%%

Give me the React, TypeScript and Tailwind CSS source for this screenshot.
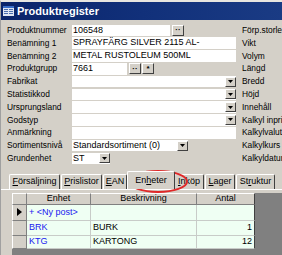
import React from 'react'

const font = { fontFamily: '"Liberation Sans", Arial, sans-serif' }

function DropBtn() {
  return (
    <div className="w-[11px] h-[10px] bg-[#d4d0c8] border-t border-l border-t-white border-l-white border-b border-r border-b-[#404040] border-r-[#404040] flex items-center justify-center">
      <svg width="5" height="3" viewBox="0 0 5 3">
        <path d="M0 0h5L2.5 3z" fill="#000" />
      </svg>
    </div>
  )
}

function SmallBtn({ label }: { label: string }) {
  return (
    <div className="w-[12px] h-[11px] bg-[#d4d0c8] border-t border-l border-t-white border-l-white border-b border-r border-b-[#404040] border-r-[#404040] flex items-center justify-center text-[8px] font-bold leading-none text-black">
      {label}
    </div>
  )
}

type Field = {
  label: string
  value?: string
  width: number
  drop?: boolean
  buttons?: string[]
}

const fields: Field[] = [
  { label: 'Produktnummer', value: '106548', width: 98, buttons: ['··'] },
  { label: 'Benämning 1', value: 'SPRAYFÄRG SILVER 2115 AL-', width: 164 },
  { label: 'Benämning 2', value: 'METAL RUSTOLEUM 500ML', width: 164 },
  { label: 'Produktgrupp', value: '7661', width: 55, buttons: ['··', '*'] },
  { label: 'Fabrikat', width: 164, drop: true },
  { label: 'Statistikkod', width: 164, drop: true },
  { label: 'Ursprungsland', width: 164, drop: true },
  { label: 'Godstyp', width: 164, drop: true },
  { label: 'Anmärkning', width: 164 },
  { label: 'Sortimentsnivå', value: 'Standardsortiment (0)', width: 116, drop: true },
  { label: 'Grundenhet', value: 'ST', width: 38, drop: true },
]

const rightLabels = [
  'Förp.storlek',
  'Vikt',
  'Volym',
  'Längd',
  'Bredd',
  'Höjd',
  'Innehåll',
  'Kalkyl inpris',
  'Kalkylvaluta',
  'Kalkylkurs',
  'Kalkyldatum',
]

const tabs = [
  { pre: '', u: 'F', post: 'örsäljning', w: 51 },
  { pre: '', u: 'P', post: 'rislistor', w: 41 },
  { pre: '', u: 'E', post: 'AN', w: 24 },
  { pre: 'En', u: 'h', post: 'eter', w: 48, active: true },
  { pre: '', u: 'I', post: 'nköp', w: 30 },
  { pre: '', u: 'L', post: 'ager', w: 30 },
  { pre: 'St', u: 'r', post: 'uktur', w: 39 },
]

const rows = [
  { enhet: '+ <Ny post>', besk: '', antal: '', h: 16, current: true },
  { enhet: 'BRK', besk: 'BURK', antal: '1', h: 15 },
  { enhet: 'KTG', besk: 'KARTONG', antal: '12', h: 13 },
]

export default function App() {
  return (
    <div
      className="relative w-[282px] h-[255px] overflow-hidden bg-[#d4d0c8] text-[9px] text-black border-t-2 border-t-[#e8e6e0] border-l border-l-[#a0a0a0]"
      style={font}
    >
      {/* title bar */}
      <div className="h-[18px] flex items-center gap-[3px] pl-[2px] bg-gradient-to-r from-[#0a246a] via-[#11307a] to-[#1a3b84]">
        <svg width="11" height="10" viewBox="0 0 11 10">
          <rect x="0" y="0" width="11" height="10" fill="#dfe6f3" />
          <rect x="0" y="0" width="11" height="2" fill="#3a6ec8" />
          <rect x="1" y="3" width="4" height="1" fill="#4b6fb0" />
          <rect x="6" y="3" width="4" height="1" fill="#4b6fb0" />
          <rect x="1" y="5" width="4" height="1" fill="#4b6fb0" />
          <rect x="6" y="5" width="4" height="1" fill="#4b6fb0" />
          <rect x="1" y="7" width="4" height="1" fill="#4b6fb0" />
          <rect x="6" y="7" width="4" height="1" fill="#4b6fb0" />
        </svg>
        <span className="text-white font-bold text-[11px] leading-none">Produktregister</span>
      </div>

      {/* form */}
      <div className="flex pt-[4px]">
        <div className="w-[241px] shrink-0 pl-[6px] flex flex-col">
          {fields.map((f) => (
            <div key={f.label} className="flex items-center h-[12.8px]">
              <span className="w-[65px] shrink-0 whitespace-nowrap text-[8.4px]">{f.label}</span>
              <div
                className="h-[11.5px] shrink-0 bg-white flex items-center justify-between pl-[1px]"
                style={{ width: f.width }}
              >
                <span className="whitespace-nowrap overflow-hidden">{f.value}</span>
                {f.drop && <DropBtn />}
              </div>
              {f.buttons && (
                <div className="flex gap-[1px] ml-[2px]">
                  {f.buttons.map((b, i) => (
                    <SmallBtn key={i} label={b} />
                  ))}
                </div>
              )}
            </div>
          ))}
        </div>
        <div className="flex flex-col shrink-0 text-[8.4px]">
          {rightLabels.map((l) => (
            <div key={l} className="h-[12.8px] flex items-center whitespace-nowrap">
              {l}
            </div>
          ))}
        </div>
      </div>

      {/* tabs */}
      <div className="relative mt-[6px] flex items-end pl-[8px] h-[18px]">
        {tabs.map((t, i) => (
          <div
            key={i}
            className={`flex items-center justify-center bg-[#d4d0c8] border-t border-l border-t-white border-l-white border-r border-r-[#404040] rounded-t-[2px] ${
              t.active ? 'h-[18px] -mx-[1px] z-10 relative' : 'h-[15px] mr-[1px]'
            }`}
            style={{ width: t.w }}
          >
            <span className="whitespace-nowrap">
              {t.pre}
              <span className="underline">{t.u}</span>
              {t.post}
            </span>
          </div>
        ))}
      </div>

      {/* panel */}
      <div className="border-t border-t-white flex pl-[11px] pt-[3px] h-[67px]">
        <div className="flex-1 bg-[#808080] flex flex-col">
          {/* header */}
          <div className="flex h-[12px] w-[243px]">
            <div className="w-[15px] bg-[#d4d0c8] border-t border-l border-t-white border-l-white border-r border-b border-r-[#808080] border-b-[#808080]" />
            <div className="w-[64px] bg-[#d4d0c8] border-t border-t-white border-r border-b border-r-[#808080] border-b-[#808080] flex items-center justify-center">
              Enhet
            </div>
            <div className="w-[106px] bg-[#d4d0c8] border-t border-t-white border-r border-b border-r-[#808080] border-b-[#808080] flex items-center justify-center">
              Beskrivning
            </div>
            <div className="w-[58px] bg-[#d4d0c8] border-t border-t-white border-r border-b border-r-[#404040] border-b-[#808080] flex items-center justify-center">
              Antal
            </div>
          </div>
          {rows.map((r, i) => (
            <div key={i} className="flex w-[243px]" style={{ height: r.h }}>
              <div className="w-[15px] bg-[#d4d0c8] border-l border-l-white border-r border-b border-r-[#808080] border-b-[#808080] flex items-center justify-center">
                {r.current && (
                  <svg width="5" height="8" viewBox="0 0 5 8">
                    <path d="M0 0l5 4-5 4z" fill="#000" />
                  </svg>
                )}
              </div>
              <div className="w-[64px] bg-[#effff3] border-r border-b border-[#c8ccc8] flex items-center pl-[2px] text-[#2020f0] whitespace-nowrap">
                {r.enhet}
              </div>
              <div className="w-[106px] bg-[#effff3] border-r border-b border-[#c8ccc8] flex items-center pl-[2px]">
                {r.besk}
              </div>
              <div className="w-[58px] bg-[#effff3] border-r border-b border-r-[#404040] border-b-[#c8ccc8] flex items-center justify-end pr-[2px]">
                {r.antal}
              </div>
            </div>
          ))}
        </div>
      </div>

      {/* highlight ellipse */}
      <svg className="absolute left-0 top-0 pointer-events-none" width="282" height="255">
        <ellipse cx="157" cy="179.5" rx="29" ry="10.5" fill="none" stroke="#e02828" strokeWidth="2" />
      </svg>
    </div>
  )
}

%%

» TASK: Restate the whole listing above exactly, except for its images.

» RESULT OF THIS EXERCISE:
Give me the React, TypeScript and Tailwind CSS source for this screenshot.
import React from 'react'

const font = { fontFamily: '"Liberation Sans", Arial, sans-serif' }

function DropBtn() {
  return (
    <div className="w-[11px] h-[10px] bg-[#d4d0c8] border-t border-l border-t-white border-l-white border-b border-r border-b-[#404040] border-r-[#404040] flex items-center justify-center">
      <svg width="5" height="3" viewBox="0 0 5 3">
        <path d="M0 0h5L2.5 3z" fill="#000" />
      </svg>
    </div>
  )
}

function SmallBtn({ label }: { label: string }) {
  return (
    <div className="w-[12px] h-[11px] bg-[#d4d0c8] border-t border-l border-t-white border-l-white border-b border-r border-b-[#404040] border-r-[#404040] flex items-center justify-center text-[8px] font-bold leading-none text-black">
      {label}
    </div>
  )
}

type Field = {
  label: string
  value?: string
  width: number
  drop?: boolean
  buttons?: string[]
}

const fields: Field[] = [
  { label: 'Produktnummer', value: '106548', width: 98, buttons: ['··'] },
  { label: 'Benämning 1', value: 'SPRAYFÄRG SILVER 2115 AL-', width: 164 },
  { label: 'Benämning 2', value: 'METAL RUSTOLEUM 500ML', width: 164 },
  { label: 'Produktgrupp', value: '7661', width: 55, buttons: ['··', '*'] },
  { label: 'Fabrikat', width: 164, drop: true },
  { label: 'Statistikkod', width: 164, drop: true },
  { label: 'Ursprungsland', width: 164, drop: true },
  { label: 'Godstyp', width: 164, drop: true },
  { label: 'Anmärkning', width: 164 },
  { label: 'Sortimentsnivå', value: 'Standardsortiment (0)', width: 116, drop: true },
  { label: 'Grundenhet', value: 'ST', width: 38, drop: true },
]

const rightLabels = [
  'Förp.storlek',
  'Vikt',
  'Volym',
  'Längd',
  'Bredd',
  'Höjd',
  'Innehåll',
  'Kalkyl inpris',
  'Kalkylvaluta',
  'Kalkylkurs',
  'Kalkyldatum',
]

const tabs = [
  { pre: '', u: 'F', post: 'örsäljning', w: 51 },
  { pre: '', u: 'P', post: 'rislistor', w: 41 },
  { pre: '', u: 'E', post: 'AN', w: 24 },
  { pre: 'En', u: 'h', post: 'eter', w: 48, active: true },
  { pre: '', u: 'I', post: 'nköp', w: 30 },
  { pre: '', u: 'L', post: 'ager', w: 30 },
  { pre: 'St', u: 'r', post: 'uktur', w: 39 },
]

const rows = [
  { enhet: '+ <Ny post>', besk: '', antal: '', h: 16, current: true },
  { enhet: 'BRK', besk: 'BURK', antal: '1', h: 15 },
  { enhet: 'KTG', besk: 'KARTONG', antal: '12', h: 13 },
]

export default function App() {
  return (
    <div
      className="relative w-[282px] h-[255px] overflow-hidden bg-[#d4d0c8] text-[9px] text-black border-t-2 border-t-[#e8e6e0] border-l border-l-[#a0a0a0]"
      style={font}
    >
      {/* title bar */}
      <div className="h-[18px] flex items-center gap-[3px] pl-[2px] bg-gradient-to-r from-[#0a246a] via-[#11307a] to-[#1a3b84]">
        <svg width="11" height="10" viewBox="0 0 11 10">
          <rect x="0" y="0" width="11" height="10" fill="#dfe6f3" />
          <rect x="0" y="0" width="11" height="2" fill="#3a6ec8" />
          <rect x="1" y="3" width="4" height="1" fill="#4b6fb0" />
          <rect x="6" y="3" width="4" height="1" fill="#4b6fb0" />
          <rect x="1" y="5" width="4" height="1" fill="#4b6fb0" />
          <rect x="6" y="5" width="4" height="1" fill="#4b6fb0" />
          <rect x="1" y="7" width="4" height="1" fill="#4b6fb0" />
          <rect x="6" y="7" width="4" height="1" fill="#4b6fb0" />
        </svg>
        <span className="text-white font-bold text-[11px] leading-none">Produktregister</span>
      </div>

      {/* form */}
      <div className="flex pt-[4px]">
        <div className="w-[241px] shrink-0 pl-[6px] flex flex-col">
          {fields.map((f) => (
            <div key={f.label} className="flex items-center h-[12.8px]">
              <span className="w-[65px] shrink-0 whitespace-nowrap text-[8.4px]">{f.label}</span>
              <div
                className="h-[11.5px] shrink-0 bg-white flex items-center justify-between pl-[1px]"
                style={{ width: f.width }}
              >
                <span className="whitespace-nowrap overflow-hidden">{f.value}</span>
                {f.drop && <DropBtn />}
              </div>
              {f.buttons && (
                <div className="flex gap-[1px] ml-[2px]">
                  {f.buttons.map((b, i) => (
                    <SmallBtn key={i} label={b} />
                  ))}
                </div>
              )}
            </div>
          ))}
        </div>
        <div className="flex flex-col shrink-0 text-[8.4px]">
          {rightLabels.map((l) => (
            <div key={l} className="h-[12.8px] flex items-center whitespace-nowrap">
              {l}
            </div>
          ))}
        </div>
      </div>

      {/* tabs */}
      <div className="relative mt-[6px] flex items-end pl-[8px] h-[18px]">
        {tabs.map((t, i) => (
          <div
            key={i}
            className={`flex items-center justify-center bg-[#d4d0c8] border-t border-l border-t-white border-l-white border-r border-r-[#404040] rounded-t-[2px] ${
              t.active ? 'h-[18px] -mx-[1px] z-10 relative' : 'h-[15px] mr-[1px]'
            }`}
            style={{ width: t.w }}
          >
            <span className="whitespace-nowrap">
              {t.pre}
              <span className="underline">{t.u}</span>
              {t.post}
            </span>
          </div>
        ))}
      </div>

      {/* panel */}
      <div className="border-t border-t-white flex pl-[11px] pt-[3px] h-[67px]">
        <div className="flex-1 bg-[#808080] flex flex-col">
          {/* header */}
          <div className="flex h-[12px] w-[243px]">
            <div className="w-[15px] bg-[#d4d0c8] border-t border-l border-t-white border-l-white border-r border-b border-r-[#808080] border-b-[#808080]" />
            <div className="w-[64px] bg-[#d4d0c8] border-t border-t-white border-r border-b border-r-[#808080] border-b-[#808080] flex items-center justify-center">
              Enhet
            </div>
            <div className="w-[106px] bg-[#d4d0c8] border-t border-t-white border-r border-b border-r-[#808080] border-b-[#808080] flex items-center justify-center">
              Beskrivning
            </div>
            <div className="w-[58px] bg-[#d4d0c8] border-t border-t-white border-r border-b border-r-[#404040] border-b-[#808080] flex items-center justify-center">
              Antal
            </div>
          </div>
          {rows.map((r, i) => (
            <div key={i} className="flex w-[243px]" style={{ height: r.h }}>
              <div className="w-[15px] bg-[#d4d0c8] border-l border-l-white border-r border-b border-r-[#808080] border-b-[#808080] flex items-center justify-center">
                {r.current && (
                  <svg width="5" height="8" viewBox="0 0 5 8">
                    <path d="M0 0l5 4-5 4z" fill="#000" />
                  </svg>
                )}
              </div>
              <div className="w-[64px] bg-[#effff3] border-r border-b border-[#c8ccc8] flex items-center pl-[2px] text-[#2020f0] whitespace-nowrap">
                {r.enhet}
              </div>
              <div className="w-[106px] bg-[#effff3] border-r border-b border-[#c8ccc8] flex items-center pl-[2px]">
                {r.besk}
              </div>
              <div className="w-[58px] bg-[#effff3] border-r border-b border-r-[#404040] border-b-[#c8ccc8] flex items-center justify-end pr-[2px]">
                {r.antal}
              </div>
            </div>
          ))}
        </div>
      </div>

      {/* highlight ellipse */}
      <svg className="absolute left-0 top-0 pointer-events-none" width="282" height="255">
        <ellipse cx="157" cy="179.5" rx="29" ry="10.5" fill="none" stroke="#e02828" strokeWidth="2" />
      </svg>
    </div>
  )
}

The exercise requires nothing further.